-- BEGIN --

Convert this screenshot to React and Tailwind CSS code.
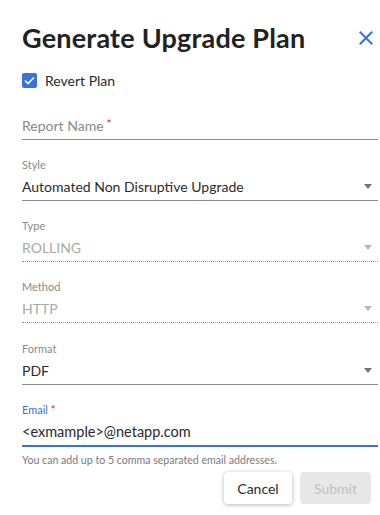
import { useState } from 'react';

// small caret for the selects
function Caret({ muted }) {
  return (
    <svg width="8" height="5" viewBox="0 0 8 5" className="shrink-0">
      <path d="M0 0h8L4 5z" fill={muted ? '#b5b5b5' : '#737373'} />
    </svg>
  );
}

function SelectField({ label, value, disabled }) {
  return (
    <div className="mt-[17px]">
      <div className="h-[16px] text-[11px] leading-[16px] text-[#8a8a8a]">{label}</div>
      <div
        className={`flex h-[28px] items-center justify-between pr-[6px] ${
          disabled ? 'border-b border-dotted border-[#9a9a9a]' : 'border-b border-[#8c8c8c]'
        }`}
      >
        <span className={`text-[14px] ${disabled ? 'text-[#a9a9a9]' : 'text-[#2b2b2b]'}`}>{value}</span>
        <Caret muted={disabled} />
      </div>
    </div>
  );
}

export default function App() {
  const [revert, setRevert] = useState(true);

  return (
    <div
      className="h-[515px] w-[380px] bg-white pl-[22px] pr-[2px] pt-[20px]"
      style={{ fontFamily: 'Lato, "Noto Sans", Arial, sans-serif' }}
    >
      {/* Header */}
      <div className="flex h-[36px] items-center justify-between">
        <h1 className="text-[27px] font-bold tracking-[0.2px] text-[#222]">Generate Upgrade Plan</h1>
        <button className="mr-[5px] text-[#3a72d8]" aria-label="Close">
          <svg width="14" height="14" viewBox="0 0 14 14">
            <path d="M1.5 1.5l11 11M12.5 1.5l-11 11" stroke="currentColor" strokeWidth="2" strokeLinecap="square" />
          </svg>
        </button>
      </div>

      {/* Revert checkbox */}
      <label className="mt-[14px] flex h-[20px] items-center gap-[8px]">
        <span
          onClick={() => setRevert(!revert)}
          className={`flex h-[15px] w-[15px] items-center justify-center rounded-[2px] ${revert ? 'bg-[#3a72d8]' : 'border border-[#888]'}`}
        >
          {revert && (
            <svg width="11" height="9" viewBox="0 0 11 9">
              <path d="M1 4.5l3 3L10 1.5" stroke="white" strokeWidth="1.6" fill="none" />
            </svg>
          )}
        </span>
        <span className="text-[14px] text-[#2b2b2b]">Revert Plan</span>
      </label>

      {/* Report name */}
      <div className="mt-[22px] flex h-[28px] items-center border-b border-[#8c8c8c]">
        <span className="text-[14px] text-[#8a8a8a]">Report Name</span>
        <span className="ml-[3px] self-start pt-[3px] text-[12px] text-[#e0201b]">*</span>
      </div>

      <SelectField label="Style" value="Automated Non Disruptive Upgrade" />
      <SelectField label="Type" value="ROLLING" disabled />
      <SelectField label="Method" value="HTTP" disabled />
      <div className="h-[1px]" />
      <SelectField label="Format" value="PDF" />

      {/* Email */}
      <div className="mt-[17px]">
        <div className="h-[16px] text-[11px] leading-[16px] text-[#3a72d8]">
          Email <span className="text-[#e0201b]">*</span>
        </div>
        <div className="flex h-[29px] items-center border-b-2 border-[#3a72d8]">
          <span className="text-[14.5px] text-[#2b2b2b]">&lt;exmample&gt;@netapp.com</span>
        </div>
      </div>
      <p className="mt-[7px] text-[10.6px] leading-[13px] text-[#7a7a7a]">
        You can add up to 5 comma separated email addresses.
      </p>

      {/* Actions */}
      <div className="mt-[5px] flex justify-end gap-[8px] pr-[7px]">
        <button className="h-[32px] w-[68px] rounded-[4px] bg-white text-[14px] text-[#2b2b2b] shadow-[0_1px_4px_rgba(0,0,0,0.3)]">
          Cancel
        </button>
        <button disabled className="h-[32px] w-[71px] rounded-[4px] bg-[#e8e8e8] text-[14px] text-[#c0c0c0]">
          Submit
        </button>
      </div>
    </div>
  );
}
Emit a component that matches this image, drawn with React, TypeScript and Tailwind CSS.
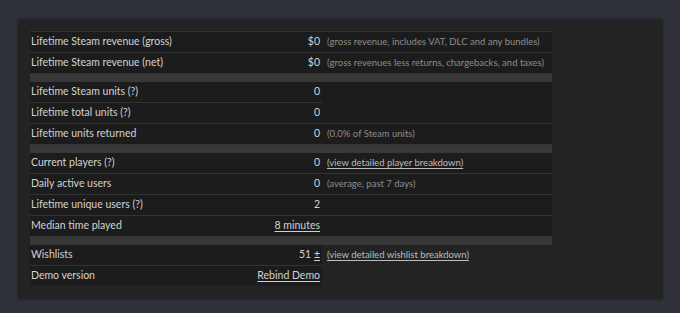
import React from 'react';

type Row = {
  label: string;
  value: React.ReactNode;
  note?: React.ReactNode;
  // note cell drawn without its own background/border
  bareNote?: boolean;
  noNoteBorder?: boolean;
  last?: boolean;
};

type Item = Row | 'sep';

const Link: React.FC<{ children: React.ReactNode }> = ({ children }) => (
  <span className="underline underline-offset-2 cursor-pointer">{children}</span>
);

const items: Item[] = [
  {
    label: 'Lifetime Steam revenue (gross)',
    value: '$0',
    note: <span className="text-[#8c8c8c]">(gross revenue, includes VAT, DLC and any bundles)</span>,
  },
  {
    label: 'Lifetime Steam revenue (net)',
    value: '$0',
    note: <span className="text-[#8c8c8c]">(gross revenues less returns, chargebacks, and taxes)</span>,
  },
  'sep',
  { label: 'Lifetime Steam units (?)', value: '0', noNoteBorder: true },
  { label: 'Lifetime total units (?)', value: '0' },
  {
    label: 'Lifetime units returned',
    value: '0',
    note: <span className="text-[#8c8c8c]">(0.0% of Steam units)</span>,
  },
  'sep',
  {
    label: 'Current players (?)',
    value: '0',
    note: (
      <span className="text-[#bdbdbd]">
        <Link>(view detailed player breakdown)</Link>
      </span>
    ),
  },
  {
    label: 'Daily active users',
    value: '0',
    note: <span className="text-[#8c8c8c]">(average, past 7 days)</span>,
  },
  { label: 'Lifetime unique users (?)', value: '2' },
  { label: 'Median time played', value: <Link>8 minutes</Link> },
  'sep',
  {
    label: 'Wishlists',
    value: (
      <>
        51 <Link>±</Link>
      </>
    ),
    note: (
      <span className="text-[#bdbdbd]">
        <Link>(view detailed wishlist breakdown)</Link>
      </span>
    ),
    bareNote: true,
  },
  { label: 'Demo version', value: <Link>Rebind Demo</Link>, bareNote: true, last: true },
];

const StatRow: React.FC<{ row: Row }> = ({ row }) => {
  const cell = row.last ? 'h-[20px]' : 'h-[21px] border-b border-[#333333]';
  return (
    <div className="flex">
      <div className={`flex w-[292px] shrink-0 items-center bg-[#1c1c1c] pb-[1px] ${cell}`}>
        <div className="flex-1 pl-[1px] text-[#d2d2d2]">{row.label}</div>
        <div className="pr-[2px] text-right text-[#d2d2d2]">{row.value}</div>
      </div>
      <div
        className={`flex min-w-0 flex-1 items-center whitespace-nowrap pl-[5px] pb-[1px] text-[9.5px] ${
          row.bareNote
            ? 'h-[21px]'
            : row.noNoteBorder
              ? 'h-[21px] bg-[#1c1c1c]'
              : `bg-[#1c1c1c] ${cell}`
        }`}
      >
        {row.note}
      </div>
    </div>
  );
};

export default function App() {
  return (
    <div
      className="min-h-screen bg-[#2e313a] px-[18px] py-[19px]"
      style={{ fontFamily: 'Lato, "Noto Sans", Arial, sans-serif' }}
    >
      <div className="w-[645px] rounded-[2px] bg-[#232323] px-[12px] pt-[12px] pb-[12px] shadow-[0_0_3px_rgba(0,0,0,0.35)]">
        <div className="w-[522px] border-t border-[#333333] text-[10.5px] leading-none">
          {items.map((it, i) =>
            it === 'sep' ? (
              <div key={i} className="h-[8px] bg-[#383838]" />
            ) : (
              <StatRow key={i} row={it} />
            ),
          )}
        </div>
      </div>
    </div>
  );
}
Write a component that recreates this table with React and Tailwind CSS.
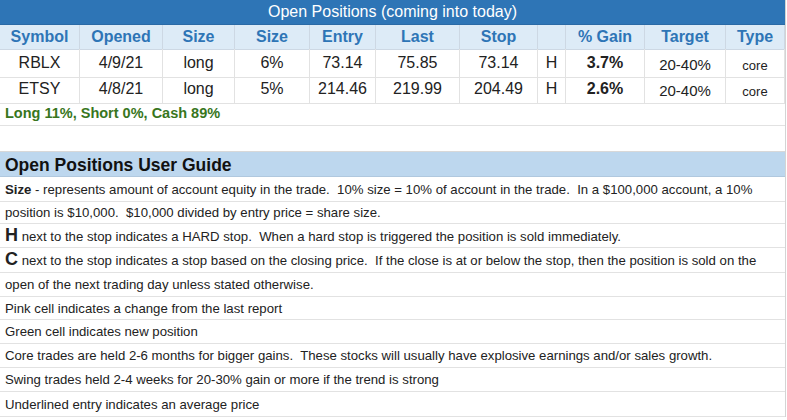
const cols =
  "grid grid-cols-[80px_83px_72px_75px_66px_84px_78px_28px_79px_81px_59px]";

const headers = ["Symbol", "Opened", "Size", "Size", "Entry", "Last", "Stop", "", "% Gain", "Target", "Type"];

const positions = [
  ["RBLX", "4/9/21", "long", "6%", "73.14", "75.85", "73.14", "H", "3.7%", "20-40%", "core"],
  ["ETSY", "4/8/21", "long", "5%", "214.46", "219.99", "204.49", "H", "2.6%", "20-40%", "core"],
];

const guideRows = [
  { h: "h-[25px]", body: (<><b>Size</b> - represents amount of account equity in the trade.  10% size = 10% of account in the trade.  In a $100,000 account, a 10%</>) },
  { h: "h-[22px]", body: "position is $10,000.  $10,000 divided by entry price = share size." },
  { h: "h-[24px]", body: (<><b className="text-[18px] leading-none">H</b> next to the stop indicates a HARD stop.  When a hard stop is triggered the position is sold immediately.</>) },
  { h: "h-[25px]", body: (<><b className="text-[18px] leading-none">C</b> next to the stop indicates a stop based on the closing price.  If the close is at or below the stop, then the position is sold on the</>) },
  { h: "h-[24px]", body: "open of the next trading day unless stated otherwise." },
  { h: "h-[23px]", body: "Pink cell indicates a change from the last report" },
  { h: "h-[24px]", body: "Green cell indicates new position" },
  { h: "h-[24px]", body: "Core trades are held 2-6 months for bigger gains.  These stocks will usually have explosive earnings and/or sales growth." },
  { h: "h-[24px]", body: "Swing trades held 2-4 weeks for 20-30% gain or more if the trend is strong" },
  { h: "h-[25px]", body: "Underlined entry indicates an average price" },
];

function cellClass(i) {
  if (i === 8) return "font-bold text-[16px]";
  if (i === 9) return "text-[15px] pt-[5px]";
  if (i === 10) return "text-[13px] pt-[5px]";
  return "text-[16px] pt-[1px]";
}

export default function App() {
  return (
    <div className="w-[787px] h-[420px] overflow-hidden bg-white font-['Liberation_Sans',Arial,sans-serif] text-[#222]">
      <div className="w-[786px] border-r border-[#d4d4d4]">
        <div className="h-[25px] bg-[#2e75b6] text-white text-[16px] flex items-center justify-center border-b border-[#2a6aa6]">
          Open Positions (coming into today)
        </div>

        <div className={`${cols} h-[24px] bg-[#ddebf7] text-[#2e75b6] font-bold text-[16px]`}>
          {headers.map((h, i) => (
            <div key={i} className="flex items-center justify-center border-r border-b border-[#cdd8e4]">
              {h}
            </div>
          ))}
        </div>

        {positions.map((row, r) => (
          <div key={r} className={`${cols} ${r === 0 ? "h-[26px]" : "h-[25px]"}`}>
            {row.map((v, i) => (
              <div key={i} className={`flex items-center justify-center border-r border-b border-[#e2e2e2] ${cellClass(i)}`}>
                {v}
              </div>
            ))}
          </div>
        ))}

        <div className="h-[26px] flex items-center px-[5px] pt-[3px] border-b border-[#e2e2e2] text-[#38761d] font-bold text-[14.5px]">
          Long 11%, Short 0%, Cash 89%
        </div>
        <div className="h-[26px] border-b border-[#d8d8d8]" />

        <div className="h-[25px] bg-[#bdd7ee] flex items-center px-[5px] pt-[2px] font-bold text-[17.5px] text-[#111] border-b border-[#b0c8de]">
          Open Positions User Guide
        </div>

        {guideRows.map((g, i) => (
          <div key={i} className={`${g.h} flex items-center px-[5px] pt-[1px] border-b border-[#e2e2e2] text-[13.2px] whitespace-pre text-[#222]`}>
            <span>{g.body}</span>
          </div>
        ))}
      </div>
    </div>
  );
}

-- END --

WORK TO BE COMPLETED: State how many lines above include the word "Tailwind", and nothing more.

EXERCISE OUTPUT: 3